Speaking at the 2015 Autumn Statement and Spending Review, George Osborne unveiled plans for a “digital revolution” at HMRC – and promised every small business access to a digital tax account for the 2016-17 tax year.
“In the digital age, we don’t need taxpayers to pay for paper processing, or 170 separate tax offices around the country,” the chancellor said as he introduced the shake-up.
The transformation – which Osborne has set aside £1.8bn to implement – will see one payment mechanism created for all central government services, as well as allowing enterprises and sole traders to calculate tax in real time. By 2020 HMRC will require the majority of businesses to keep track of their tax digitally and provide updates at least every quarter.
Kevin Nicholson, head of tax at PwC, praised the announcement as a “positive step” that would “save time and money for taxpayers”. The government believes the changes could reduce the costs to business of tax administration by £400m.

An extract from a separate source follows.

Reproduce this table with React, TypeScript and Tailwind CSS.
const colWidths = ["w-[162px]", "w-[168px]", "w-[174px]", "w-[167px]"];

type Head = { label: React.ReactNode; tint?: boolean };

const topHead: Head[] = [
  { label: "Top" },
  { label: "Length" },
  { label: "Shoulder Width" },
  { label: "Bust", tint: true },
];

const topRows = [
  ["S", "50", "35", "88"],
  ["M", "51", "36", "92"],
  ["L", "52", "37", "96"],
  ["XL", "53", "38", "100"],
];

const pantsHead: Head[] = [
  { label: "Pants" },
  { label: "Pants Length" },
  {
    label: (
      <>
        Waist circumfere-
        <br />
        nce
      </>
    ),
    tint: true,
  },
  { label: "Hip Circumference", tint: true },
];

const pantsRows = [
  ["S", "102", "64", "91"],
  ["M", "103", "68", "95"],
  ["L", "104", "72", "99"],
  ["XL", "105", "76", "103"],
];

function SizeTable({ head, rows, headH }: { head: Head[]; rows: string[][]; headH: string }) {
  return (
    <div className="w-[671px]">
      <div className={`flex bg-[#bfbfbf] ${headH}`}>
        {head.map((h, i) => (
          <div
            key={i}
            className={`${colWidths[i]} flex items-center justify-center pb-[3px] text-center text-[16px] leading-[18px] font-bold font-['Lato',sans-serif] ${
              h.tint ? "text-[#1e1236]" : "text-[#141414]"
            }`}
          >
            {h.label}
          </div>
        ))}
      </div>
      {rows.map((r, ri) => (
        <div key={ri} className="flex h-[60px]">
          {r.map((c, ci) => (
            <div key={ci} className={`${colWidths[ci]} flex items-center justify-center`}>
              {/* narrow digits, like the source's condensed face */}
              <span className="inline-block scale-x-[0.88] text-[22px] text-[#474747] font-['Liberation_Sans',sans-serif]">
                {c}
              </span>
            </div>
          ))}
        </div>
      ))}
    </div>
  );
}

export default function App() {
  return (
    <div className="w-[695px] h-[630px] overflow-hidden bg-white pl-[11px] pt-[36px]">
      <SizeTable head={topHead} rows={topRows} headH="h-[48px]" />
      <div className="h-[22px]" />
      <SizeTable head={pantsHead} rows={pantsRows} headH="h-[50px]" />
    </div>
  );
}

The Autumn Statement included a pledge to provide support to businesses who need help with digital technology. But PwC tax director Iain McCluskey cautioned: “It will be important to make sure that sufficient HMRC capacity in the ‘old way of doing things’ is maintained for those taxpayers who, for numerous reasons, are not comfortable or are unable to use a digital system.”
Gary Turner, MD at Xero, added: “The government’s strategy to build one of the most digitally advanced tax administrations in the world is ambitious and we applaud them. In our engagements with HMRC they are demonstrating this ambition for progression by collaborating with technology partners like Xero in their aim of creating online tax accounts for ten million people by 2016. This is a bold plan. As the chancellor announced today, HMRC will make efficiencies of 18 per cent to its own budget. In the new digital age, we don’t need tax payers to pay for paper processing or the 170 tax offices around the country.”